#### Pages as source code:

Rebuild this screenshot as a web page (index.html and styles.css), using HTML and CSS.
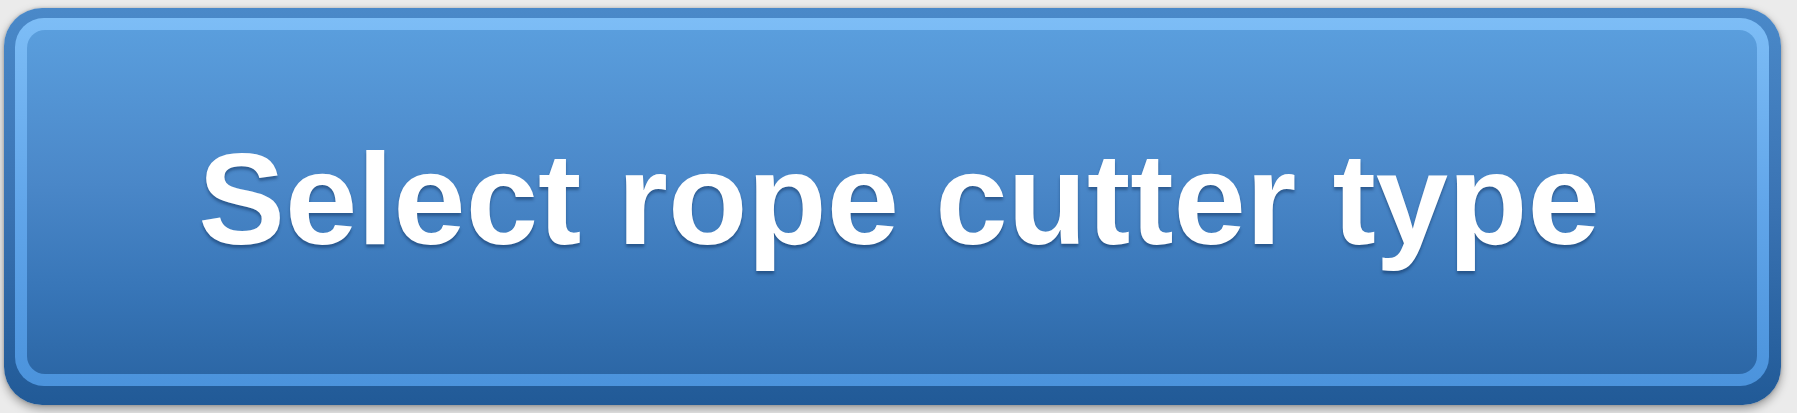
FILE: index.html
```html
<!DOCTYPE html>
<html lang="en">
<head>
  <meta charset="UTF-8" />
  <meta name="viewport" content="width=device-width, initial-scale=1.0" />
  <title>Rope Cutter</title>
  <link rel="stylesheet" href="styles.css">
</head>
<body>

<div class="wrap">
  <button class="select-btn" type="button">
    <span class="ring">
      <span class="face">Select rope cutter type</span>
    </span>
  </button>
</div>

</body>
</html>
```

FILE: styles.css
```css
/* Page */
body {
  margin: 0;
  padding: 0;
  background-color: #ebebeb;
  font-family: "Liberation Sans", Arial, sans-serif;
}

.wrap {
  padding: 8px 16px 8px 4px;
}

/* Button - outer dark rim */
.select-btn {
  display: block;
  width: 1777px;
  height: 397px;
  padding: 10px 12px 19px 11px;
  border: none;
  border-radius: 38px;
  background: linear-gradient(to bottom, #4a89c9 0%, #3a73b3 50%, #215a97 100%);
  box-shadow: 0 4px 10px rgba(0, 0, 0, 0.35), 0 0 3px rgba(0, 0, 0, 0.2);
  box-sizing: border-box;
  cursor: pointer;
  font-family: inherit;
}

/* Light inner ring */
.ring {
  display: flex;
  height: 100%;
  padding: 12px;
  border-radius: 29px;
  background: linear-gradient(to bottom, #7dbdf6 0%, #62a6ea 50%, #4b93dc 100%);
  box-sizing: border-box;
}

/* Face */
.face {
  flex: 1;
  display: flex;
  align-items: center;
  justify-content: center;
  border-radius: 18px;
  background: linear-gradient(to bottom, #5a9edd 0%, #4a87c8 45%, #3876b8 75%, #2c67a6 100%);
  color: #ffffff;
  font-size: 130px;
  font-weight: bold;
  padding: 0 0 6px 14px;
  text-shadow: 0 3px 3px rgba(10, 40, 80, 0.45);
}
```
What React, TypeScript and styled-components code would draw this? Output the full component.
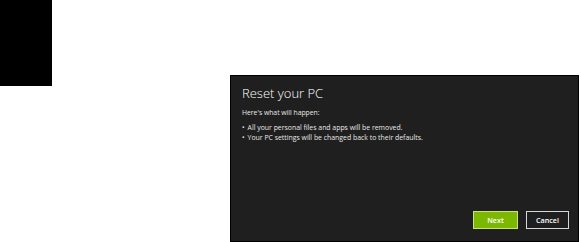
import React from "react";
import styled, { createGlobalStyle } from "styled-components";

const Global = createGlobalStyle`
  html, body { margin: 0; padding: 0; background: #ffffff; }
  body { font-family: "Open Sans", "Noto Sans", sans-serif; }
`;

const Page = styled.div`
  display: flex;
  align-items: flex-start;
  width: 581px;
  height: 242px;
  overflow: hidden;
`;

const BlackTab = styled.div`
  width: 52px;
  height: 86px;
  background: #000;
  flex: none;
`;

const Dialog = styled.div`
  flex: none;
  margin-left: 178px;
  margin-top: 75px;
  width: 349px;
  height: 167px;
  box-sizing: border-box;
  border: 1px solid #000;
  background: #1f1f1f;
  color: #ffffff;
  display: flex;
  flex-direction: column;
  padding: 8px 9px 12px 11px;
`;

const Title = styled.h1`
  margin: 0;
  font-size: 13px;
  font-weight: 300;
  line-height: 18px;
`;

const Intro = styled.p`
  margin: 6px 0 0 0;
  font-size: 6.8px;
  line-height: 10px;
  color: #e8e8e8;
`;

const List = styled.ul`
  margin: 5px 0 0 0;
  padding: 0;
  list-style: none;
`;

const Item = styled.li`
  font-size: 6.9px;
  line-height: 10px;
  color: #e8e8e8;
  &::before {
    content: "•";
    margin-right: 3px;
  }
`;

const Actions = styled.div`
  margin-top: auto;
  display: flex;
  justify-content: flex-end;
  gap: 8px;
`;

const Button = styled.button<{ $primary?: boolean }>`
  height: 18px;
  width: ${(p) => (p.$primary ? "45px" : "43px")};
  box-sizing: border-box;
  border: 1px solid ${(p) => (p.$primary ? "#c9e27a" : "#d8d8d8")};
  background: ${(p) => (p.$primary ? "#7db800" : "#1f1f1f")};
  color: #fff;
  font-family: "Open Sans", "Noto Sans", sans-serif;
  font-size: 7.2px;
  font-weight: 600;
  padding: 0;
  display: flex;
  align-items: center;
  justify-content: center;
`;

export default function App() {
  return (
    <>
      <Global />
      <Page>
        <BlackTab />
        <Dialog>
          <Title>Reset your PC</Title>
          <Intro>Here's what will happen:</Intro>
          <List>
            <Item>All your personal files and apps will be removed.</Item>
            <Item>Your PC settings will be changed back to their defaults.</Item>
          </List>
          <Actions>
            <Button $primary>Next</Button>
            <Button>Cancel</Button>
          </Actions>
        </Dialog>
      </Page>
    </>
  );
}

#### Requirement:
Reproduce each record above by retyping it exactly; omit all images.

#### Answer to this task:
Rebuild this screenshot as a web page (index.html and styles.css), using HTML and CSS.
FILE: index.html
```html
<!DOCTYPE html>
<html lang="en">
<head>
  <meta charset="UTF-8" />
  <meta name="viewport" content="width=device-width, initial-scale=1.0" />
  <title>Rope Cutter</title>
  <link rel="stylesheet" href="styles.css">
</head>
<body>

<div class="wrap">
  <button class="select-btn" type="button">
    <span class="ring">
      <span class="face">Select rope cutter type</span>
    </span>
  </button>
</div>

</body>
</html>
```

FILE: styles.css
```css
/* Page */
body {
  margin: 0;
  padding: 0;
  background-color: #ebebeb;
  font-family: "Liberation Sans", Arial, sans-serif;
}

.wrap {
  padding: 8px 16px 8px 4px;
}

/* Button - outer dark rim */
.select-btn {
  display: block;
  width: 1777px;
  height: 397px;
  padding: 10px 12px 19px 11px;
  border: none;
  border-radius: 38px;
  background: linear-gradient(to bottom, #4a89c9 0%, #3a73b3 50%, #215a97 100%);
  box-shadow: 0 4px 10px rgba(0, 0, 0, 0.35), 0 0 3px rgba(0, 0, 0, 0.2);
  box-sizing: border-box;
  cursor: pointer;
  font-family: inherit;
}

/* Light inner ring */
.ring {
  display: flex;
  height: 100%;
  padding: 12px;
  border-radius: 29px;
  background: linear-gradient(to bottom, #7dbdf6 0%, #62a6ea 50%, #4b93dc 100%);
  box-sizing: border-box;
}

/* Face */
.face {
  flex: 1;
  display: flex;
  align-items: center;
  justify-content: center;
  border-radius: 18px;
  background: linear-gradient(to bottom, #5a9edd 0%, #4a87c8 45%, #3876b8 75%, #2c67a6 100%);
  color: #ffffff;
  font-size: 130px;
  font-weight: bold;
  padding: 0 0 6px 14px;
  text-shadow: 0 3px 3px rgba(10, 40, 80, 0.45);
}
```
What React, TypeScript and styled-components code would draw this? Output the full component.
import React from "react";
import styled, { createGlobalStyle } from "styled-components";

const Global = createGlobalStyle`
  html, body { margin: 0; padding: 0; background: #ffffff; }
  body { font-family: "Open Sans", "Noto Sans", sans-serif; }
`;

const Page = styled.div`
  display: flex;
  align-items: flex-start;
  width: 581px;
  height: 242px;
  overflow: hidden;
`;

const BlackTab = styled.div`
  width: 52px;
  height: 86px;
  background: #000;
  flex: none;
`;

const Dialog = styled.div`
  flex: none;
  margin-left: 178px;
  margin-top: 75px;
  width: 349px;
  height: 167px;
  box-sizing: border-box;
  border: 1px solid #000;
  background: #1f1f1f;
  color: #ffffff;
  display: flex;
  flex-direction: column;
  padding: 8px 9px 12px 11px;
`;

const Title = styled.h1`
  margin: 0;
  font-size: 13px;
  font-weight: 300;
  line-height: 18px;
`;

const Intro = styled.p`
  margin: 6px 0 0 0;
  font-size: 6.8px;
  line-height: 10px;
  color: #e8e8e8;
`;

const List = styled.ul`
  margin: 5px 0 0 0;
  padding: 0;
  list-style: none;
`;

const Item = styled.li`
  font-size: 6.9px;
  line-height: 10px;
  color: #e8e8e8;
  &::before {
    content: "•";
    margin-right: 3px;
  }
`;

const Actions = styled.div`
  margin-top: auto;
  display: flex;
  justify-content: flex-end;
  gap: 8px;
`;

const Button = styled.button<{ $primary?: boolean }>`
  height: 18px;
  width: ${(p) => (p.$primary ? "45px" : "43px")};
  box-sizing: border-box;
  border: 1px solid ${(p) => (p.$primary ? "#c9e27a" : "#d8d8d8")};
  background: ${(p) => (p.$primary ? "#7db800" : "#1f1f1f")};
  color: #fff;
  font-family: "Open Sans", "Noto Sans", sans-serif;
  font-size: 7.2px;
  font-weight: 600;
  padding: 0;
  display: flex;
  align-items: center;
  justify-content: center;
`;

export default function App() {
  return (
    <>
      <Global />
      <Page>
        <BlackTab />
        <Dialog>
          <Title>Reset your PC</Title>
          <Intro>Here's what will happen:</Intro>
          <List>
            <Item>All your personal files and apps will be removed.</Item>
            <Item>Your PC settings will be changed back to their defaults.</Item>
          </List>
          <Actions>
            <Button $primary>Next</Button>
            <Button>Cancel</Button>
          </Actions>
        </Dialog>
      </Page>
    </>
  );
}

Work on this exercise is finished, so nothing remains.